“But the Lord said me, ‘Do not be afraid of her. For I have given her and all her people and her land to you. Do to her just as you did to Anxiety of the mind, who lived in the land of Panic.”
This is a verse from Deuteronomy 3 that I amended for my own use. She is me, and yet she is not me at all. I am going into battle against the me that is a believer of lies. I am going into battle against my own thoughts; thoughts that at first merely set up camp, then settled into the region of my mind and fortified its position with walls and fortresses. Thoughts that told the rest of me I was not enough.
I’m scared to go in there. I’m scared to destroy these villages of thought. I’m scared to kill every last living thought and I’m even scared to take the plunder for myself. What if destroying these thoughts means I lose everything I had once gained: admiration from *Bea (name changed),the prettiest girl in the land, for those rare moments when I was enough. What if destroying these thoughts meant I would lose every single victory of being chosen by others because of what I did and who I was. What if instead of gaining a village of thought I am destroyed by it!

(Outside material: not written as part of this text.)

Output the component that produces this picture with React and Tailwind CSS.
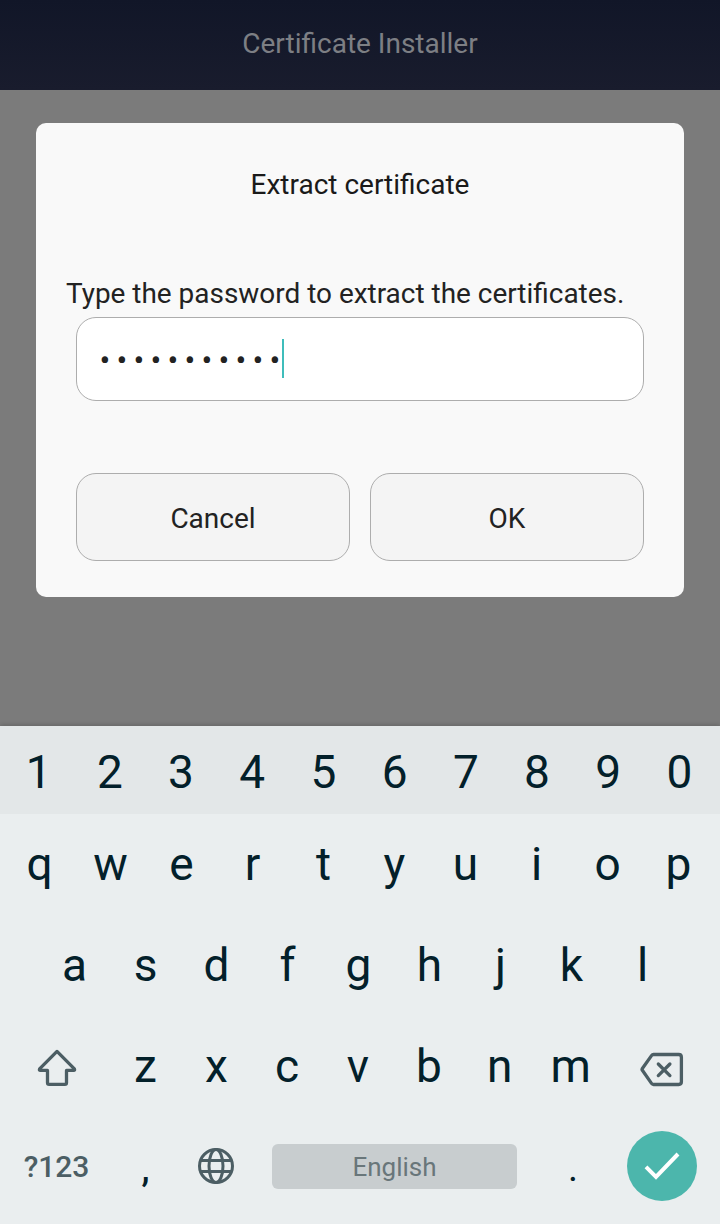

That night all the members of the community raised their voices and wept aloud. 2 All the Israelites grumbled against Moses and Aaron, and the whole assembly said to them, “If only we had died in Egypt! Or in this wilderness! 3 Why is the Lord bringing us to this land only to let us fall by the sword? Our wives and children will be taken as plunder. Wouldn’t it be better for us to go back to Egypt?” 4 And they said to each other, “We should choose a leader and go back to Egypt.”
5 Then Moses and Aaron fell face down in front of the whole Israelite assembly gathered there. 6 Joshua son of Nun and Caleb son of Jephunneh, who were among those who had explored the land, tore their clothes 7 and said to the entire Israelite assembly, “The land we passed through and explored is exceedingly good. 8 If the Lord is pleased with us, he will lead us into that land, a land flowing with milk and honey, and will give it to us. 9 Only do not rebel against the Lord. And do not be afraid of the people of the land, because we will devour them. Their protection is gone, but the Lord is with us. Do not be afraid of them.”
Will I rebel and retreat just like the Israelites? Will I be doomed to wander this desert of self-loathing for another 38 years? NO!!!
NO!! I will not stand down. I will not retreat!
It is time. I am armored up, and I am going into battle. I will face these lies , I will fight these lies, and I will conquer these lies! I will take my mind back! I will because God is and He has already devoured these lies! It is finished, all I need to do is walk in there and take it!